Without including any images, repeat the data exactly.
--------------------------------------------------
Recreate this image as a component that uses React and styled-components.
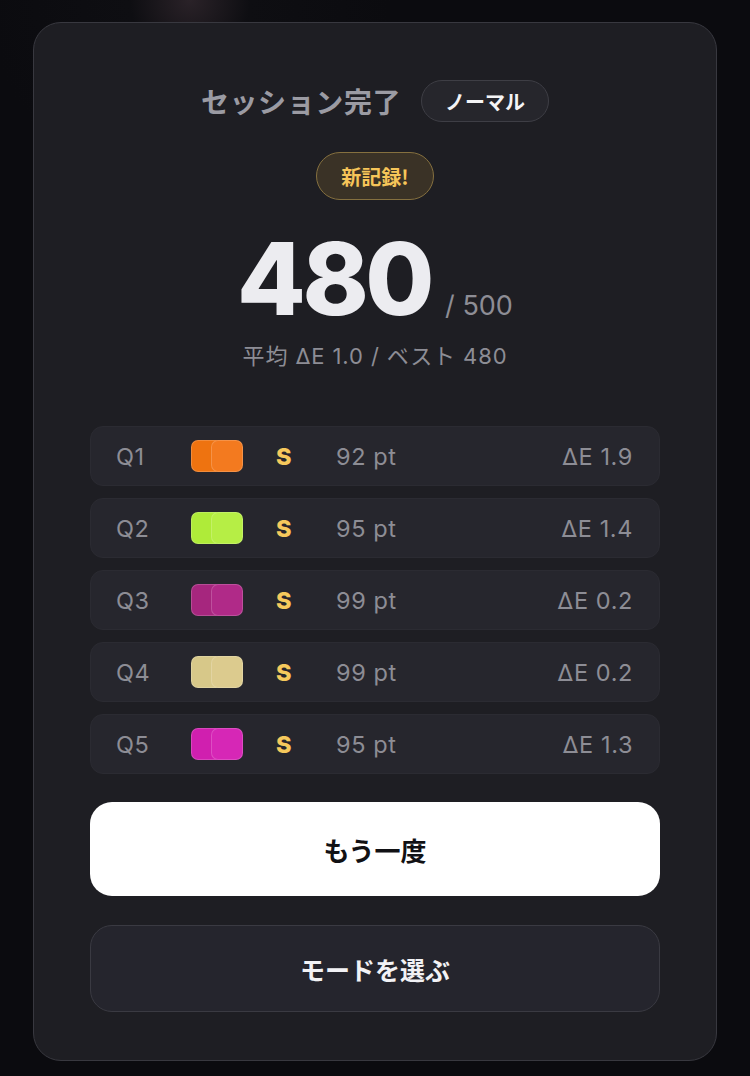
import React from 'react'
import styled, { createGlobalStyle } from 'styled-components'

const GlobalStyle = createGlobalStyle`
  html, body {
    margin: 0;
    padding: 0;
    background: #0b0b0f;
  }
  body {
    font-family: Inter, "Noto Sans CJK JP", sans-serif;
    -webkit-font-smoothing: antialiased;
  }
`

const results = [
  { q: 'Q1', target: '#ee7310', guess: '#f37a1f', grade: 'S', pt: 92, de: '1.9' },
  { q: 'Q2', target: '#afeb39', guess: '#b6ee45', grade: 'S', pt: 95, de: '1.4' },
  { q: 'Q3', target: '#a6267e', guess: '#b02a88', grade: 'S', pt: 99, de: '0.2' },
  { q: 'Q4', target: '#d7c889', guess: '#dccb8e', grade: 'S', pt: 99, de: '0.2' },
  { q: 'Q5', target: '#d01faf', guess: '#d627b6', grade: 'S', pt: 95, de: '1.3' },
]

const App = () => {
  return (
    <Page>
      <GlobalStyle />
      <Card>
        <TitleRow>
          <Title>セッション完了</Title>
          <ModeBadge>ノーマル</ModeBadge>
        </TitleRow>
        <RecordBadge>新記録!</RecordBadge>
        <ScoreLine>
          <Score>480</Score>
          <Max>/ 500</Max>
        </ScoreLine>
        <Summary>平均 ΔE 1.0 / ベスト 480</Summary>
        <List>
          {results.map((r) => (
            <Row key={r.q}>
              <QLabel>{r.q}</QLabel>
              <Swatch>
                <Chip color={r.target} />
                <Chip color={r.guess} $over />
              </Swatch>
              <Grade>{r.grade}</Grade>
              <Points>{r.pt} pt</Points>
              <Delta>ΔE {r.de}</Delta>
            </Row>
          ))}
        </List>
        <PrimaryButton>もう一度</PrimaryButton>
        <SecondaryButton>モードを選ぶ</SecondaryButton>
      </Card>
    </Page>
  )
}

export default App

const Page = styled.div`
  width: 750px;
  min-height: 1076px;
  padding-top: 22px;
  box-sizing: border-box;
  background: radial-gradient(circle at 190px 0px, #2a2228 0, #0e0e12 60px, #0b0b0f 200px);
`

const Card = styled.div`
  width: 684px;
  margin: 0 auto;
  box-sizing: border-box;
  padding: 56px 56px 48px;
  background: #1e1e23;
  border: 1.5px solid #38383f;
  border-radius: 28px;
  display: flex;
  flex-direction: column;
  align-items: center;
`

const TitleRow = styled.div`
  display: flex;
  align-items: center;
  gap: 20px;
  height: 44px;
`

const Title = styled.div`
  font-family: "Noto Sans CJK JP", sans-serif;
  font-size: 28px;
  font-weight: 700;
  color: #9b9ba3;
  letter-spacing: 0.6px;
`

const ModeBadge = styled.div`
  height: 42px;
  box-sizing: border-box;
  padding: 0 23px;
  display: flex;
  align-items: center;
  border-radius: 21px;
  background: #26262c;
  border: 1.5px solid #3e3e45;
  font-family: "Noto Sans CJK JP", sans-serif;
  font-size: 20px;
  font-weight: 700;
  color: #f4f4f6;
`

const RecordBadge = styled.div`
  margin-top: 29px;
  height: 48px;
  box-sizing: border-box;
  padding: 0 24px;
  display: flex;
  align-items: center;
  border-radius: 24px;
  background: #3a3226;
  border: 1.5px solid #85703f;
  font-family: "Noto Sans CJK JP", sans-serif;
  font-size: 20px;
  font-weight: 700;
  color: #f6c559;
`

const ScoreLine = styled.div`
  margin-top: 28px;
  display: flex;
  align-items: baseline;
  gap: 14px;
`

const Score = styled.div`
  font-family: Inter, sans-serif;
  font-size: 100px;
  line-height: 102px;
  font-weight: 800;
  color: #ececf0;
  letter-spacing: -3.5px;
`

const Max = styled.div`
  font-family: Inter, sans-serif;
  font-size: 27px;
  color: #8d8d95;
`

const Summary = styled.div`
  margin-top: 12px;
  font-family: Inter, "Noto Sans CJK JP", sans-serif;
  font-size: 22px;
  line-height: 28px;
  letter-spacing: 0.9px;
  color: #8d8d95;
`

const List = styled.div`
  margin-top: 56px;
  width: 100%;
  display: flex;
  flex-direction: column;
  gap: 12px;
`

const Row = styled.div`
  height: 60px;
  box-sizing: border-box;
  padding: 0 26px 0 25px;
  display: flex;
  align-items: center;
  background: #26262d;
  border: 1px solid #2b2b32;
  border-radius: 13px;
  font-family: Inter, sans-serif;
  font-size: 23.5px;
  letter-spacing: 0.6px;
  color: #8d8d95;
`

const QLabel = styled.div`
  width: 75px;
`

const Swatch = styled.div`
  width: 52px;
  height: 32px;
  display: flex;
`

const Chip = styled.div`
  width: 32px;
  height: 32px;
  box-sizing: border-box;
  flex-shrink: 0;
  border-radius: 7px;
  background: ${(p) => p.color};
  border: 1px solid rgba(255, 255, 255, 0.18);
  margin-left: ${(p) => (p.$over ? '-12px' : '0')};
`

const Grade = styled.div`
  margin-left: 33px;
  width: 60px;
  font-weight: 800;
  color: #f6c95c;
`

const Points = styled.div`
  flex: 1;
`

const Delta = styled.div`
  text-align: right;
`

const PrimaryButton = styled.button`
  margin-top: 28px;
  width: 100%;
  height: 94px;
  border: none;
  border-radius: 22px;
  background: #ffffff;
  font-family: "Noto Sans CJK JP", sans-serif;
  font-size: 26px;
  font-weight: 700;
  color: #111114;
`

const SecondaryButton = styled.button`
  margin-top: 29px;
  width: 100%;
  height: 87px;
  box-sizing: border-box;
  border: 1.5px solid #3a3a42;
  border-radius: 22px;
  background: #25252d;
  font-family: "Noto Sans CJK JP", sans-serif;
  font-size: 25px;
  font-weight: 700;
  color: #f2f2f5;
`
--------------------------------------------------
• **CORRECT RESULT**
Recreate this image as a component that uses React and styled-components.
import React from 'react'
import styled, { createGlobalStyle } from 'styled-components'

const GlobalStyle = createGlobalStyle`
  html, body {
    margin: 0;
    padding: 0;
    background: #0b0b0f;
  }
  body {
    font-family: Inter, "Noto Sans CJK JP", sans-serif;
    -webkit-font-smoothing: antialiased;
  }
`

const results = [
  { q: 'Q1', target: '#ee7310', guess: '#f37a1f', grade: 'S', pt: 92, de: '1.9' },
  { q: 'Q2', target: '#afeb39', guess: '#b6ee45', grade: 'S', pt: 95, de: '1.4' },
  { q: 'Q3', target: '#a6267e', guess: '#b02a88', grade: 'S', pt: 99, de: '0.2' },
  { q: 'Q4', target: '#d7c889', guess: '#dccb8e', grade: 'S', pt: 99, de: '0.2' },
  { q: 'Q5', target: '#d01faf', guess: '#d627b6', grade: 'S', pt: 95, de: '1.3' },
]

const App = () => {
  return (
    <Page>
      <GlobalStyle />
      <Card>
        <TitleRow>
          <Title>セッション完了</Title>
          <ModeBadge>ノーマル</ModeBadge>
        </TitleRow>
        <RecordBadge>新記録!</RecordBadge>
        <ScoreLine>
          <Score>480</Score>
          <Max>/ 500</Max>
        </ScoreLine>
        <Summary>平均 ΔE 1.0 / ベスト 480</Summary>
        <List>
          {results.map((r) => (
            <Row key={r.q}>
              <QLabel>{r.q}</QLabel>
              <Swatch>
                <Chip color={r.target} />
                <Chip color={r.guess} $over />
              </Swatch>
              <Grade>{r.grade}</Grade>
              <Points>{r.pt} pt</Points>
              <Delta>ΔE {r.de}</Delta>
            </Row>
          ))}
        </List>
        <PrimaryButton>もう一度</PrimaryButton>
        <SecondaryButton>モードを選ぶ</SecondaryButton>
      </Card>
    </Page>
  )
}

export default App

const Page = styled.div`
  width: 750px;
  min-height: 1076px;
  padding-top: 22px;
  box-sizing: border-box;
  background: radial-gradient(circle at 190px 0px, #2a2228 0, #0e0e12 60px, #0b0b0f 200px);
`

const Card = styled.div`
  width: 684px;
  margin: 0 auto;
  box-sizing: border-box;
  padding: 56px 56px 48px;
  background: #1e1e23;
  border: 1.5px solid #38383f;
  border-radius: 28px;
  display: flex;
  flex-direction: column;
  align-items: center;
`

const TitleRow = styled.div`
  display: flex;
  align-items: center;
  gap: 20px;
  height: 44px;
`

const Title = styled.div`
  font-family: "Noto Sans CJK JP", sans-serif;
  font-size: 28px;
  font-weight: 700;
  color: #9b9ba3;
  letter-spacing: 0.6px;
`

const ModeBadge = styled.div`
  height: 42px;
  box-sizing: border-box;
  padding: 0 23px;
  display: flex;
  align-items: center;
  border-radius: 21px;
  background: #26262c;
  border: 1.5px solid #3e3e45;
  font-family: "Noto Sans CJK JP", sans-serif;
  font-size: 20px;
  font-weight: 700;
  color: #f4f4f6;
`

const RecordBadge = styled.div`
  margin-top: 29px;
  height: 48px;
  box-sizing: border-box;
  padding: 0 24px;
  display: flex;
  align-items: center;
  border-radius: 24px;
  background: #3a3226;
  border: 1.5px solid #85703f;
  font-family: "Noto Sans CJK JP", sans-serif;
  font-size: 20px;
  font-weight: 700;
  color: #f6c559;
`

const ScoreLine = styled.div`
  margin-top: 28px;
  display: flex;
  align-items: baseline;
  gap: 14px;
`

const Score = styled.div`
  font-family: Inter, sans-serif;
  font-size: 100px;
  line-height: 102px;
  font-weight: 800;
  color: #ececf0;
  letter-spacing: -3.5px;
`

const Max = styled.div`
  font-family: Inter, sans-serif;
  font-size: 27px;
  color: #8d8d95;
`

const Summary = styled.div`
  margin-top: 12px;
  font-family: Inter, "Noto Sans CJK JP", sans-serif;
  font-size: 22px;
  line-height: 28px;
  letter-spacing: 0.9px;
  color: #8d8d95;
`

const List = styled.div`
  margin-top: 56px;
  width: 100%;
  display: flex;
  flex-direction: column;
  gap: 12px;
`

const Row = styled.div`
  height: 60px;
  box-sizing: border-box;
  padding: 0 26px 0 25px;
  display: flex;
  align-items: center;
  background: #26262d;
  border: 1px solid #2b2b32;
  border-radius: 13px;
  font-family: Inter, sans-serif;
  font-size: 23.5px;
  letter-spacing: 0.6px;
  color: #8d8d95;
`

const QLabel = styled.div`
  width: 75px;
`

const Swatch = styled.div`
  width: 52px;
  height: 32px;
  display: flex;
`

const Chip = styled.div`
  width: 32px;
  height: 32px;
  box-sizing: border-box;
  flex-shrink: 0;
  border-radius: 7px;
  background: ${(p) => p.color};
  border: 1px solid rgba(255, 255, 255, 0.18);
  margin-left: ${(p) => (p.$over ? '-12px' : '0')};
`

const Grade = styled.div`
  margin-left: 33px;
  width: 60px;
  font-weight: 800;
  color: #f6c95c;
`

const Points = styled.div`
  flex: 1;
`

const Delta = styled.div`
  text-align: right;
`

const PrimaryButton = styled.button`
  margin-top: 28px;
  width: 100%;
  height: 94px;
  border: none;
  border-radius: 22px;
  background: #ffffff;
  font-family: "Noto Sans CJK JP", sans-serif;
  font-size: 26px;
  font-weight: 700;
  color: #111114;
`

const SecondaryButton = styled.button`
  margin-top: 29px;
  width: 100%;
  height: 87px;
  box-sizing: border-box;
  border: 1.5px solid #3a3a42;
  border-radius: 22px;
  background: #25252d;
  font-family: "Noto Sans CJK JP", sans-serif;
  font-size: 25px;
  font-weight: 700;
  color: #f2f2f5;
`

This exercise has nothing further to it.